→ INSTRUCTIONS FOR THE TASK:
Restate the whole listing word for word. Pictures are left out.
- - - - - - -
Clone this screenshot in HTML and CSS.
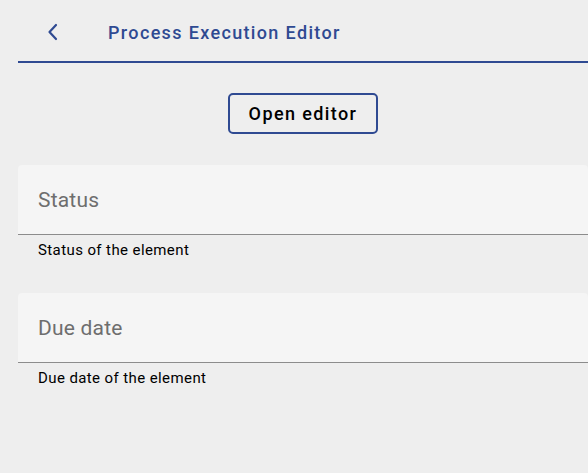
FILE: index.html
```html
<!DOCTYPE html>
<html>
<head>
<meta charset="utf-8">
<link rel="stylesheet" href="styles.css">
</head>
<body>
<div class="page">
  <header class="topbar">
    <button class="back" aria-label="Back">
      <svg width="12" height="18" viewBox="0 0 12 18"><path d="M9 2 L2.5 9 L9 16" fill="none" stroke="#2f4a92" stroke-width="2.2" stroke-linecap="round" stroke-linejoin="round"/></svg>
    </button>
    <h1 class="title">Process Execution Editor</h1>
  </header>
  <div class="actions">
    <button class="open-btn">Open editor</button>
  </div>
  <div class="field">
    <div class="field-box"><span class="label">Status</span></div>
    <div class="hint">Status of the element</div>
  </div>
  <div class="field">
    <div class="field-box"><span class="label">Due date</span></div>
    <div class="hint">Due date of the element</div>
  </div>
</div>
</body>
</html>
```
FILE: styles.css
```css
html, body {
  margin: 0;
  padding: 0;
  background: #eeeeee;
  font-family: Roboto, "Liberation Sans", sans-serif;
}
.page {
  padding-left: 18px;
}
.topbar {
  display: flex;
  align-items: center;
  height: 61px;
  border-bottom: 2px solid #2f4a92;
  box-sizing: content-box;
}
.back {
  background: none;
  border: 0;
  padding: 0;
  margin-left: 29px;
  width: 12px;
  height: 18px;
  display: flex;
  margin-top: 3px;
}
.title {
  margin: 3px 0 0 49px;
  font-size: 18px;
  font-weight: 500;
  letter-spacing: 1.35px;
  color: #2f4a92;
}
.actions {
  display: flex;
  justify-content: center;
  padding-top: 30px;
  margin-left: -18px;
}
.open-btn {
  width: 150px;
  height: 41px;
  border: 2px solid #2f4a92;
  border-radius: 5px;
  background: transparent;
  font-family: Roboto, "Liberation Sans", sans-serif;
  font-size: 18px;
  font-weight: 500;
  letter-spacing: 1.4px;
  color: #000;
  padding: 0;
  margin-left: 18px;
}
.field {
  margin-top: 31px;
}
.field + .field {
  margin-top: 33px;
}
.field-box {
  height: 69px;
  background: #f5f5f5;
  border-radius: 4px 4px 0 0;
  border-bottom: 1px solid #8c8c8c;
  display: flex;
  align-items: center;
  padding-left: 20px;
}
.label {
  font-size: 21px;
  color: #6e6e6e;
  letter-spacing: 0.2px;
  margin-top: 1px;
}
.hint {
  padding-left: 20px;
  padding-top: 6px;
  font-size: 15px;
  letter-spacing: 0.4px;
  color: #000;
  line-height: 19px;
}
```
- - - - - - -
→ SOLUTION TO THE PROBLEM:
Clone this screenshot in HTML and CSS.
FILE: index.html
```html
<!DOCTYPE html>
<html>
<head>
<meta charset="utf-8">
<link rel="stylesheet" href="styles.css">
</head>
<body>
<div class="page">
  <header class="topbar">
    <button class="back" aria-label="Back">
      <svg width="12" height="18" viewBox="0 0 12 18"><path d="M9 2 L2.5 9 L9 16" fill="none" stroke="#2f4a92" stroke-width="2.2" stroke-linecap="round" stroke-linejoin="round"/></svg>
    </button>
    <h1 class="title">Process Execution Editor</h1>
  </header>
  <div class="actions">
    <button class="open-btn">Open editor</button>
  </div>
  <div class="field">
    <div class="field-box"><span class="label">Status</span></div>
    <div class="hint">Status of the element</div>
  </div>
  <div class="field">
    <div class="field-box"><span class="label">Due date</span></div>
    <div class="hint">Due date of the element</div>
  </div>
</div>
</body>
</html>
```
FILE: styles.css
```css
html, body {
  margin: 0;
  padding: 0;
  background: #eeeeee;
  font-family: Roboto, "Liberation Sans", sans-serif;
}
.page {
  padding-left: 18px;
}
.topbar {
  display: flex;
  align-items: center;
  height: 61px;
  border-bottom: 2px solid #2f4a92;
  box-sizing: content-box;
}
.back {
  background: none;
  border: 0;
  padding: 0;
  margin-left: 29px;
  width: 12px;
  height: 18px;
  display: flex;
  margin-top: 3px;
}
.title {
  margin: 3px 0 0 49px;
  font-size: 18px;
  font-weight: 500;
  letter-spacing: 1.35px;
  color: #2f4a92;
}
.actions {
  display: flex;
  justify-content: center;
  padding-top: 30px;
  margin-left: -18px;
}
.open-btn {
  width: 150px;
  height: 41px;
  border: 2px solid #2f4a92;
  border-radius: 5px;
  background: transparent;
  font-family: Roboto, "Liberation Sans", sans-serif;
  font-size: 18px;
  font-weight: 500;
  letter-spacing: 1.4px;
  color: #000;
  padding: 0;
  margin-left: 18px;
}
.field {
  margin-top: 31px;
}
.field + .field {
  margin-top: 33px;
}
.field-box {
  height: 69px;
  background: #f5f5f5;
  border-radius: 4px 4px 0 0;
  border-bottom: 1px solid #8c8c8c;
  display: flex;
  align-items: center;
  padding-left: 20px;
}
.label {
  font-size: 21px;
  color: #6e6e6e;
  letter-spacing: 0.2px;
  margin-top: 1px;
}
.hint {
  padding-left: 20px;
  padding-top: 6px;
  font-size: 15px;
  letter-spacing: 0.4px;
  color: #000;
  line-height: 19px;
}
```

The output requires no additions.